PrPC: normal prion protein
PrPSc: disease causing prion protein

interaction between PrPC and disease form, PrPSc causes healthy PrPC to misfold.

e.g. in creutzfeld jacob disease, the disease form PrPSc consists of beta sheets and alpha helices. the normal form PrPC consists of mainly alpha helices. thus while the 2 proteins have the same sequence, they are structurally different enough to cause the infection

21
Q

what is the most common form of post translational processing in proteins?

A

proteolytic cleavage is the most common form of post translational processing.

22
Q

what is glycosylation?

A

glycosylation often helps bring proteins to their destination. glycosylation is the addition of sugar to amino acids that help target a protein.

23
Q

describe the modification of p53

A

p53 is highly modified. many modifying enzymes add post-translational modifications (PTMs) to p53 and these additions/modifications change the interactions of p53 with other proteins.

if p53 is mismodified, it’ll have the same effect as a mutation, preventing it from function in its assigned role as the guardian of the genome. it won’t be able to detect DNA damage or hold cell division or induce apoptosis.

often, phosphorylations are required to turn a protein from the off into the on position. if p53 is mutated or mismodified in 50% of all known cancer.

24
Q

what can proteins do? (10)

A

recognize external signals

can be located in any place of the cell

are required for growth and maintenance

facilitate biochemical reactions (enzymes)

act as a messenger

provide structure

maintain proper pH

balance fluids

bolster immune health

transport and store nutrients

25
Q

describe the process of the sigma recognition of proteins targeted to be secreted

A

proteins can recognize signals. they can bind to signal peptides and by changing their conformation, start a cascade of downstream reactions. in this case, a signal peptide is recognized by the signal recognition particle. the signal recognition particle (SRP), Sec61 is bound to the ribosome and recognizes a signal particle in the growing peptide chain.
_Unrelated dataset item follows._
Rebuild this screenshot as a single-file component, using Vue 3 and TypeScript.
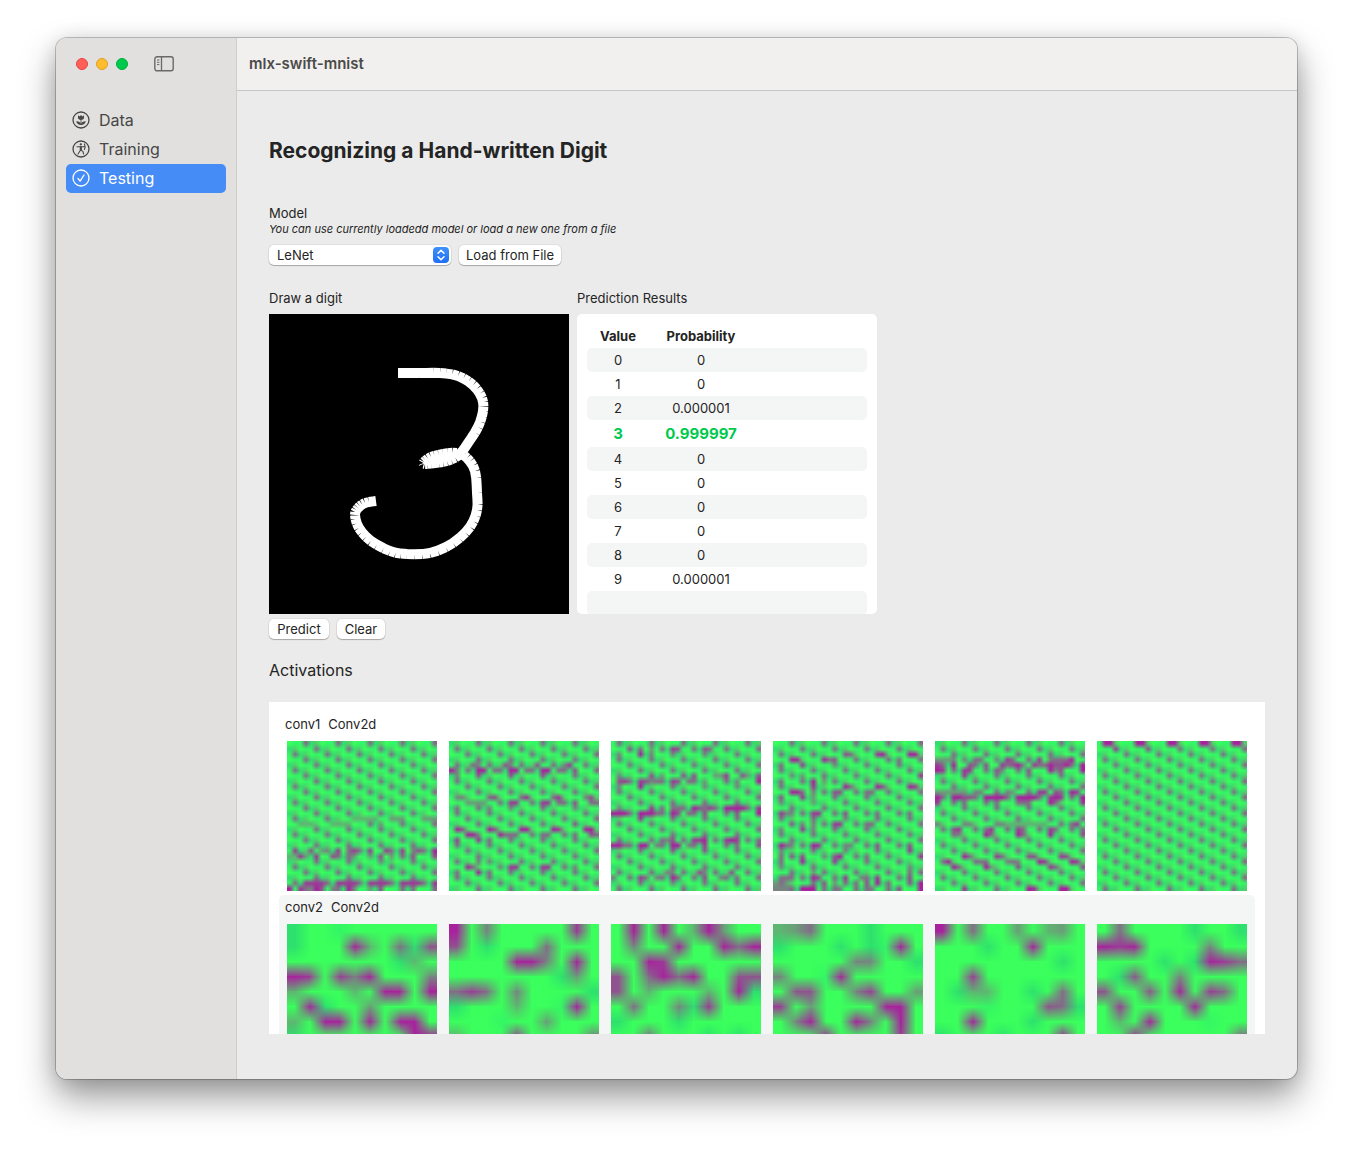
<script setup lang="ts">
import { computed, onMounted, ref } from 'vue'

type Point = [number, number]

interface Layer {
  name: string
  type: string
  size: number
  maps: string[][]
}

const models = ['LeNet', 'MLP']
const model = ref('LeNet')

const navItems = [
  { id: 'data', label: 'Data' },
  { id: 'training', label: 'Training' },
  { id: 'testing', label: 'Testing' },
]
const current = ref('testing')

const predictions = ['0', '0', '0.000001', '0.999997', '0', '0', '0', '0', '0', '0.000001']
const best = 3

// Pointer positions of the drawn digit, in drawing-area coordinates.
const samples: Point[] = [
  [129, 59], [150, 59], [171, 59], [189, 62], [204, 71], [213, 84], [214, 97], [209, 113],
  [199, 129], [190, 141], [178, 147], [166, 149], [156, 150], [155, 148], [162, 143], [174, 140],
  [188, 139], [198, 144], [206, 157], [208, 179], [208, 196], [201, 213], [184, 229], [161, 239],
  [138, 240], [121, 237], [102, 227], [90, 214], [86, 201], [89, 194], [96, 189], [107, 187],
]

// Catmull-Rom interpolation between the pointer positions.
function smooth(points: Point[], steps: number): Point[] {
  const out: Point[] = []
  for (let i = 0; i < points.length - 1; i++) {
    const a = points[Math.max(0, i - 1)]
    const b = points[i]
    const c = points[i + 1]
    const d = points[Math.min(points.length - 1, i + 2)]
    for (let s = 0; s < steps; s++) {
      const t = s / steps
      const at = (k: 0 | 1) =>
        0.5 * (2 * b[k] + (c[k] - a[k]) * t + (2 * a[k] - 5 * b[k] + 4 * c[k] - d[k]) * t * t +
          (3 * b[k] - a[k] - 3 * c[k] + d[k]) * t * t * t)
      out.push([at(0), at(1)])
    }
  }
  out.push(points[points.length - 1])
  return out
}

// Every segment is its own stroke, so the joints stay open on the outside of a bend.
const strokePath = computed(() => {
  const pts = smooth(samples, 3)
  return pts.slice(1).map((p, i) =>
    `M${pts[i][0].toFixed(1)} ${pts[i][1].toFixed(1)}L${p[0].toFixed(1)} ${p[1].toFixed(1)}`).join('')
})

// Builds a 28x28 map: a repeating lattice, then marks written as "row:col level,col level".
function lattice(phase: number, marks: string): string[] {
  const grid = Array.from({ length: 28 }, () => Array<string>(28).fill('.'))
  for (let r = 0; r < 28; r++) {
    for (let c = 0; c < 28; c++) {
      const half = Math.floor(c / 2)
      if (c % 2 === 1) {
        if (r % 3 === (half + phase) % 3) grid[r][c] = '6'
        else if (r % 3 === (half + phase + 2) % 3) grid[r][c] = '2'
        else grid[r][c] = 'a'
      } else if (r % 3 === (half + phase + 2) % 3) {
        grid[r][c] = 'b'
      } else if (r % 3 === (half + phase) % 3) {
        grid[r][c] = 'a'
      }
    }
  }
  for (const line of marks.trim().split(/\s+/)) {
    const [row, cells] = line.split(':')
    for (const cell of cells.split(',')) {
      const [span, level] = cell.split('=')
      const [from, to] = span.split('-').map(Number)
      for (let c = from; c <= (to ?? from); c++) grid[Number(row)][c] = level
    }
  }
  return grid.map((row) => row.join(''))
}

const layers: Layer[] = [
  {
    name: 'conv1',
    type: 'Conv2d',
    size: 28,
    maps: [
      lattice(2, `14:1=6,12-16=3,19-21=4,25-27=4 15:2-4=3,8-11=3,17=4 20:1=8,4=7,6=4,7=5,9=8,11=6,12=8,15=8,18=8,21=8,23=5,24=7,27=9
        21:0-1=3,2=8,3=4,5=8,8=7,11=6,12=4,15=4,17=7,19=4,23=7,27=7 22:5=6,11=6,17=5,23=6 26:3-6=8,9-12=8,15-18=8,21-24=8,27=8
        27:0=9,2=8,4=5,5=9,6=7,8=5,11=9,12=5,15=4,17=7,23=6,27=6`),
      lattice(1, `4:4=6,5=5,10=7,11=5,16=7,21=5,22=8 5:0=9,1=5,5-6=9,8=6,11-12=9,14=6,17-18=9,20=6,23=7 6:1=5,5=7,11=7,17=7,23=6
        10:1-2=5,7=6,8=7,13=6,14=8,19=6,20=8,25=5,26=7 11:3-6=4,9=6,11-12=8,17-18=8,20=6,23=7,26=6 12:1=6,5=6,7=5,11=5,17=6,23=5
        15:23=7 16:1=9,2=7,7=9,8=7,13-14=9,19=9,20=8,25-26=9 17:3-4=9,5=5,9=9,10-12=6,17-18=6,23=6,26=7 18:1=8,5=8,7=6,17=6
        19:1=6 22:1=6,5=5,7=5 23:3=9,4=6,9=5,11-12=8,17-18=8,23=5 24:1=6,5=9,7=6,11=6,17=6`),
      lattice(0, `1:3=7,5=6,7=4,11=8,12=7,17=7,18=6 2:1=5,5=9,7=5,11=5,17=5 6:1=5,7=7,9=4,13=7,15=7,19-20=4,21=8,24=7,25=4,27=7
        7:1=7,2=8,5=8,6=7,7=5,8=6,11=8,12=7,14=6,17=4,23=5,27=9 8:1=5,5=9,11=6,17=5,23=5 12:1=5,7=8,9=6,11-13=6,15=9,16=7,17=6,18=8,21-24=9,27=8
        13:0-2=9,5-7=9,8=6,11=9,12=7,14=6,17=7,23=7,27=9 14:5=8,11=6,17=6,23=6 18:1=6,9=6,10=5,11=7,15-16=8,17=9,21=8,22=9,23=8,27=6
        19:0-1=9,2=6,5-6=9,8=5,11-12=9,14=5,17=8,23=6,27=7 20:5=6,11=7,17=7,23=6 24:1=6,10=5,11=5,16=7,17=5,22=7
        25:0=5,5=8,6=6,8=5,11=9,12=6,17=7,20=5,23=6,27=6 26:5=6,11=5,17=6,23=6`),
      lattice(2, `2:7=6,13=7,14=6,19=8,20=9,25-26=9 3:3-4=9,9=9,10=6,11=7,23=6 4:1=6,5=8,11=5,17=6,23=6 5:1=6 6:3=5,5=4,15=6,21=6,27=8
        7:1=6,7=9,9=4 8:7=8,13=9,14=6,19=9,20=7,25=9,26=8 9:3-4=9,5=6,7=5,11-12=7,17-18=6 10:1=7,5=8,7=4,11=6,17=6,23=6 11:1=5,7=4
        13:1=8,2-3=5,7-8=8,13=7,19=6,25=6 14:1=6,7=6,13=5,19=6,25=6 15:3=7,5=5,7=5,11-12=8,17-18=6,27=6 16:1=5,5=8,7=5,11=6,17=6,23=6
        19:1=9,2=6,3=5,7=9,8=8,13-14=5,19=7,25=7 20:1=5,13=5,19=6,25=8 21:1=6,3=7,5=7,9=5,11=7,12=9,17=6,27=8 22:1=6,5=9,11=8,17=6,23=6
        23:1=5,25=5 24:7=4,25=6 25:1-3=6,7=9,8=7,13=8,16=5,19=8,25=7 26:0=4,1=6,2=4,9=7,11=4,13=6,15=6,17=7,19=9,21=6,25=7,27=9
        27:0-2=5,5-7=9,11=6,12=5,17=6,18=5,23=7,27=9`),
      lattice(1, `3:0-2=4,3=5,5=5,7-8=6,11=5,13=8,14=6,17=6,19=8,21=5,22-24=6,25=9 4:0=8,1=6,3=9,6=7,9=7,12=8,14=7,15=9,16=5,18=8,20=6,21=9,22-23=7,24=9,27=9
        5:0=9,1=8,5-6=8,11=7,12=5,17=7,21=9,22=5,23=7,27=9 6:5=8 9:0-5=4,7-8=5,13=5,14=4,19-20=8,22=7,25=9,26=8
        10:0=9,3-4=9,5-6=7,9-12=9,15-18=9,21=8,22=9,23=8,27=9 11:0=8,5=6,11=6,16-17=6,21=9,22=6,27=8 15:0=5,5-6=5,11-12=5,13-20=3,25=6,26=8
        16:3=7,4=8,9=6,10=8,15=8,16=6,21=8,22=6,27=6 17:3=6,4=5,9=9,10=6,15=9,16=6,21=9,27=7 21:5=9,6=6,11=8,12=6,17-18=7,23=8,24=7
        22:1=6,2=9,7-9=6,13=5,14=6,15=5,19=9,20=8,25=9,26=8 23:3=9,4=6,9=9,10=4,15=7,21=8,22=6,27=7 27:5=8,11=6,17=9,18=8,23-24=9`),
      lattice(0, `0:1-2=9,7-8=9,13-14=9,19-20=9,25-26=9 1:3=8,9=7,15=6,21=6,27=6`),
    ],
  },
  {
    name: 'conv2',
    type: 'Conv2d',
    size: 10,
    maps: [
      ['b..a......', 'b...93.6b7', '.......b3.', '98.859...5', '3...3.99.9', '.9b..4....', '3.99.9.99.', 'b.......99', '..........', '..........'],
      ['9.5.....8.', '7.b...6...', '....995.9.', '.......b4.', '686.5....b', 'b...3..a9.', '...a..4...', '3...8....5', '..........', '..........'],
      ['.9.9.394..', '.5..9..969', '..98......', '7.6969..77', '7.3...3.9b', '.6..5b8...', 'b...b.....', '..6...b.b.', '..........', '..........'],
      ['346...b...', 'b...b.ba9.', '.....55..b', '5..a9.....', '.77..58..4', '8.4....99.', '.59..95.9.', '...9....8.', '..........', '..........'],
      ['9.6..4.34.', '...b..9...', '........b.', '..8.......', '.b33..b.6.', '...a...76b', '..9...b...', 'b...b...9.', '..........', '..........'],
      ['.6....b..b', '989....5..', '....b.b986', '.b7..5....', '7..7.9.86.', '.8....9...', '.3.9...a..', '..9......6', '..........', '..........'],
    ],
  },
]

const LOW = [58, 255, 92]
const HIGH = [168, 34, 158]

function colour(level: string): number[] {
  if (level === 'a') return [52, 246, 102]
  if (level === 'b') return [46, 224, 110]
  const t = level === '.' ? 0 : Number(level) / 9
  return LOW.map((v, i) => Math.round(v + (HIGH[i] - v) * t))
}

const panel = ref<HTMLElement | null>(null)

onMounted(() => {
  panel.value?.querySelectorAll('canvas').forEach((canvas, index) => {
    const layer = layers[Math.floor(index / 6)]
    const rows = layer.maps[index % 6]
    const ctx = canvas.getContext('2d')
    if (!ctx) return
    const image = ctx.createImageData(layer.size, layer.size)
    rows.forEach((row, y) => {
      for (let x = 0; x < layer.size; x++) {
        image.data.set([...colour(row[x]), 255], (y * layer.size + x) * 4)
      }
    })
    ctx.putImageData(image, 0, 0)
  })
})
</script>

<template>
  <div class="window">
    <aside class="sidebar">
      <div class="controls">
        <button class="light red" aria-label="Close"></button>
        <button class="light yellow" aria-label="Minimize"></button>
        <button class="light green" aria-label="Zoom"></button>
        <button class="toggle" aria-label="Toggle sidebar">
          <svg width="20" height="16" viewBox="0 0 20 16" fill="none" stroke="#6a6967">
            <rect x="0.8" y="0.8" width="18.4" height="14" rx="2.2" stroke-width="1.4" />
            <path d="M7.5 1v14" stroke-width="1.3" />
            <path d="M3 4h2.4M3 6.3h2.4M3 8.6h2.4" stroke-width="1" />
          </svg>
        </button>
      </div>
      <nav class="nav">
        <a
          v-for="item in navItems"
          :key="item.id"
          :href="'#' + item.id"
          class="nav-item"
          :class="{ selected: item.id === current }"
          @click.prevent="current = item.id"
        >
          <svg class="nav-icon" viewBox="0 0 18 18" fill="none" stroke="currentColor" stroke-width="1.3" stroke-linecap="round" stroke-linejoin="round">
            <circle cx="9" cy="9" r="8" />
            <g v-if="item.id === 'data'" fill="currentColor" stroke="none">
              <path d="M6 4.4c.7.1 1.2.5 1.6 1L9 4.1l1.4 1.3c.4-.5.9-.9 1.6-1v2.3c0 1.400-1.200 2.200-3 2.200s-3-.8-3-2.200z" />
              <path d="M8.600 8.500h.8v4.500h-.8z" />
              <path d="M4.200 10.200c2.400-.2 4.100.8 4.800 2.700.7-1.900 2.400-2.900 4.800-2.700-.4 2.300-2.300 3.800-4.800 3.800s-4.400-1.500-4.800-3.800z" />
            </g>
            <g v-else-if="item.id === 'training'" stroke-width="1.100">
              <circle cx="8.800" cy="4.300" r=".6" fill="currentColor" />
              <path d="M5 6.700h7.200M8.600 10l-2.600 4M9 10l2 1.600.6 2.400M12.400 4c.9 1.800.9 3.600 0 5.400" />
              <path d="M8.300 6.800h1v3.200h-1z" fill="currentColor" />
            </g>
            <path v-else d="M6 9.500l2.100 2.600L12 6" />
          </svg>
          <span>{{ item.label }}</span>
        </a>
      </nav>
    </aside>

    <div class="main">
      <header class="toolbar">mlx-swift-mnist</header>
      <main class="content">
        <h1>Recognizing a Hand-written Digit</h1>

        <section class="model">
          <label for="model">Model</label>
          <p class="hint">You can use currently loadedd model or load a new one from a file</p>
          <div class="row">
            <div class="picker">
              <select id="model" v-model="model">
                <option v-for="m in models" :key="m">{{ m }}</option>
              </select>
              <span class="stepper">
                <svg width="16" height="16" viewBox="0 0 16 16" fill="none" stroke="#fff" stroke-width="1.5" stroke-linecap="round" stroke-linejoin="round">
                  <path d="M5 6.200L8 3.200l3 3M5 9.800l3 3 3-3" />
                </svg>
              </span>
            </div>
            <button class="btn load">Load from File</button>
          </div>
        </section>

        <section class="boards">
          <div class="board">
            <h2>Draw a digit</h2>
            <svg class="drawing" viewBox="0 0 300 300" role="img" aria-label="Drawn digit">
              <rect width="300" height="300" fill="#000" />
              <path :d="strokePath" fill="none" stroke="#fff" stroke-width="10" />
            </svg>
            <div class="row actions">
              <button class="btn predict">Predict</button>
              <button class="btn clear">Clear</button>
            </div>
          </div>
          <div class="board">
            <h2>Prediction Results</h2>
            <div class="results">
              <table>
                <thead>
                  <tr><th class="c-value">Value</th><th class="c-prob">Probability</th><th></th></tr>
                </thead>
                <tbody>
                  <tr v-for="(p, i) in predictions" :key="i" :class="{ best: i === best }">
                    <td>{{ i }}</td><td>{{ p }}</td><td></td>
                  </tr>
                  <tr><td></td><td></td><td></td></tr>
                </tbody>
              </table>
            </div>
          </div>
        </section>

        <h3>Activations</h3>
        <div ref="panel" class="activations">
          <section v-for="layer in layers" :key="layer.name" class="layer">
            <div class="layer-title"><span>{{ layer.name }}</span><span>{{ layer.type }}</span></div>
            <div class="maps">
              <canvas v-for="n in layer.maps.length" :key="n" :width="layer.size" :height="layer.size"></canvas>
            </div>
          </section>
        </div>
      </main>
    </div>
  </div>
</template>

<style>
body {
  margin: 0;
  background: #fff;
}
</style>

<style scoped>
* {
  box-sizing: border-box;
}
.window {
  display: flex;
  margin: 38px 56px 74px;
  min-height: calc(100vh - 112px);
  border-radius: 11px;
  overflow: hidden;
  background: #ebebeb;
  box-shadow: 0 0 0 1px rgba(0, 0, 0, 0.22), 0 18px 36px rgba(0, 0, 0, 0.4), 0 2px 20px rgba(0, 0, 0, 0.12);
  font-family: Inter, 'Liberation Sans', sans-serif;
  font-size: 13px;
  font-variant-ligatures: none;
  line-height: 16px;
  color: #242424;
}
button,
select {
  font: inherit;
  color: inherit;
  border: 0;
  margin: 0;
}
.sidebar {
  flex: 0 0 181px;
  background: #e1e0de;
  border-right: 1px solid #cfcecd;
}
.controls {
  display: flex;
  align-items: center;
  gap: 8px;
  height: 52px;
  padding-left: 20px;
}
.light {
  width: 12px;
  height: 12px;
  padding: 0;
  border-radius: 50%;
}
.red {
  background: #ff5f57;
  border: 1px solid #e2463f;
}
.yellow {
  background: #febc2e;
  border: 1px solid #dfa023;
}
.green {
  background: #00ca4e;
  border: 1px solid #00ac3a;
}
.toggle {
  display: flex;
  margin-left: 18px;
  padding: 0;
  background: none;
}
.nav {
  display: flex;
  flex-direction: column;
  padding: 16px 10px;
}
.nav-item {
  display: flex;
  align-items: center;
  gap: 9px;
  height: 29px;
  padding: 0 6px 2px;
  border-radius: 5px;
  font-size: 16px;
  color: #484746;
  text-decoration: none;
}
.nav-item.selected {
  background: #468cf7;
  color: #fff;
}
.nav-icon {
  width: 18px;
  height: 18px;
}
.main {
  flex: 1;
  min-width: 0;
}
.toolbar {
  height: 53px;
  padding-left: 12px;
  border-bottom: 1px solid #c6c5c5;
  background: #f1f0ee;
  font-size: 15px;
  font-weight: 600;
  line-height: 52px;
  color: #4b4a49;
}
.content {
  padding: 46px 32px 45px;
}
h1,
h2,
h3,
p {
  margin: 0;
  font-weight: 400;
}
h1 {
  font-size: 21px;
  font-weight: 700;
  line-height: 28px;
}
.model {
  margin-top: 40px;
}
.model label {
  display: block;
}
.hint {
  font-size: 11px;
  line-height: 16px;
  font-style: italic;
}
.row {
  display: flex;
  gap: 8px;
}
.model .row {
  margin-top: 8px;
}
.picker {
  position: relative;
  width: 182px;
}
.picker select {
  width: 100%;
  height: 20px;
  padding: 0 24px 1px 8px;
  appearance: none;
  border-radius: 5px;
  background: #fff;
  line-height: 18px;
  box-shadow: 0 0 0 1px rgba(0, 0, 0, 0.05), 0 1px 1px rgba(0, 0, 0, 0.25);
}
.stepper {
  position: absolute;
  top: 2px;
  right: 2px;
  width: 16px;
  height: 16px;
  border-radius: 4px;
  background: linear-gradient(#3f91fb, #1f6ff5);
  pointer-events: none;
}
.stepper svg {
  display: block;
}
.btn {
  height: 20px;
  padding: 0 0 1px;
  border-radius: 5px;
  background: #fff;
  line-height: 18px;
  white-space: nowrap;
  box-shadow: 0 0 0 1px rgba(0, 0, 0, 0.05), 0 1px 1px rgba(0, 0, 0, 0.25);
}
.load {
  width: 102px;
}
.predict {
  width: 60px;
}
.clear {
  width: 48px;
}
.boards {
  display: flex;
  gap: 8px;
  margin-top: 25px;
}
h2 {
  font-size: 13px;
  line-height: 16px;
}
.drawing,
.results {
  display: block;
  width: 300px;
  height: 300px;
  margin-top: 8px;
}
.results {
  padding: 10px 10px 0;
  border-radius: 5px;
  background: #fff;
  overflow: hidden;
}
.actions {
  margin-top: 5px;
}
table {
  width: 100%;
  table-layout: fixed;
  border-collapse: collapse;
}
th,
td {
  height: 24px;
  padding: 0;
  text-align: center;
}
th {
  font-weight: 700;
}
.c-value {
  width: 62px;
}
.c-prob {
  width: 104px;
}
tbody tr:nth-child(odd) td {
  background: #f4f5f5;
}
td:first-child {
  border-radius: 5px 0 0 5px;
}
td:last-child {
  border-radius: 0 5px 5px 0;
}
.best td {
  height: 27px;
  font-size: 15px;
  font-weight: 700;
  color: #00ca4e;
}
h3 {
  margin-top: 21px;
  font-size: 16px;
  line-height: 20px;
}
.activations {
  height: 332px;
  margin-top: 22px;
  padding: 10px;
  background: #fff;
  overflow: hidden;
}
.layer {
  height: 183px;
  padding: 4px 6px 0;
  border-radius: 5px;
}
.layer:nth-child(even) {
  background: #f4f5f5;
}
.layer-title {
  display: flex;
  gap: 8px;
  line-height: 16px;
}
.maps {
  display: flex;
  gap: 12px;
  margin-top: 9px;
  padding-left: 2px;
}
canvas {
  display: block;
  width: 150px;
  height: 150px;
}
</style>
during translation, when a signal peptide is recognized, translation is halted until ribosome is directed to the ER membrane. SRP delivers the ribosome to the membrane of the endoplasmic reticulum. the ribosome then binds to the translocon and the growing peptide id directly injected into the ER lumen during translation. the signal peptide is often cleaved after it has fulfilled its function.

26
Q

describe the post-translational modification of pro-insulin to insulin

A

insulin is translated as a long primary peptide chain. to convert proinsulin into insulin, disulfide bridges between A chain and B chain are formed. the middle section called C chain is cleaved and removed to generate active insulin.

27
Q

when does protein regulation occur? (6)

A
  1. transcription: gene expression can be regulated at any point of transcription
    - initiation
    - elongation
    - termination
  2. RNA processing (pre-mRNA -> mRNA)
    - RNA editing: can lead to differential splicing
    - 5’ capping: can regulate RNA lifespan
    - splicing
    - 3’ polyadenylation: can regulate RNA lifespan
  3. mRNA export from the nucleus to the cytoplasm: RNA that isn’t exported can’t be translated
  4. mRNA degradation: dictates how long an mRNA is available to be translated. many pathways can lead to quick degradation of unnecessary mRNAs. the amount of mRNA found in a cell depends on its rate of synthesis and its route of decay.
  5. translation
    - initiation
    - elongation
    - termination
  6. protein modification: previously talked about. many signals are transduced by phosphorylation cascades. proteins can be inhibited by other proteins or small molecules. proteins can also be degraded when no longer needed.